The plan also emphasizes a need for more housing to keep up with the city’s population growth. With nearly 9,700 people living in all of downtown as of 2019, compared to a low of 6,400 in 1990, the plan projects that the area needs 9,500 more residential units (for two-person households) to restore its housing stock and return downtown to the population level it had in its heyday: 28,300 in 1940.

A map shows how different building uses would be clustered in the City Center area.

Next steps

The plan was presented to the planning commission and councilmembers Monday and was released to the public Tuesday, kicking off a review and comment period that’s scheduled through mid-July. A virtual citywide meeting will be held at 6 p.m. June 22, with additional presentations at some councilmembers’ district meetings leading up to formal proposals to the commission and council in the fall.

The draft plan is posted on the RVA.gov website, where comments on the plan can be submitted through July 12.

The City Center plan is one of several planning efforts that Richmond planners are tackling right now.

A similar effort for Shockoe Bottom, called the Shockoe Small Area Plan, remains in development.

The city also is proposing its first batch of zoning changes stemming from Richmond 300 for the so-called “Greater Scott’s Addition” area. That effort likewise is expected to unleash a long-awaited request for proposals from developers for city-owned properties on Arthur Ashe Boulevard.

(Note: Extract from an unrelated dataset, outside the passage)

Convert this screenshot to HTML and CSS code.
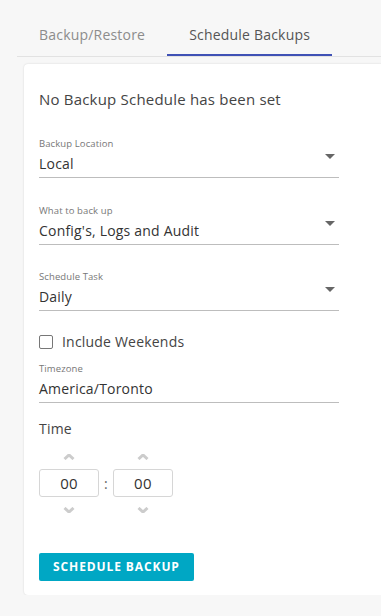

Also proposed is a reworked plan for a next phase of zoning changes along the GRTC Pulse corridor, involving land primarily north of Broad Street from the Fan. A virtual meeting on that proposal was held Tuesday evening.

And councilmembers are mulling their own amendments to Richmond 300, which were a topic at a recent Land Use, Housing and Transportation Standing Committee meeting. The committee continued that item to its next meeting June 22.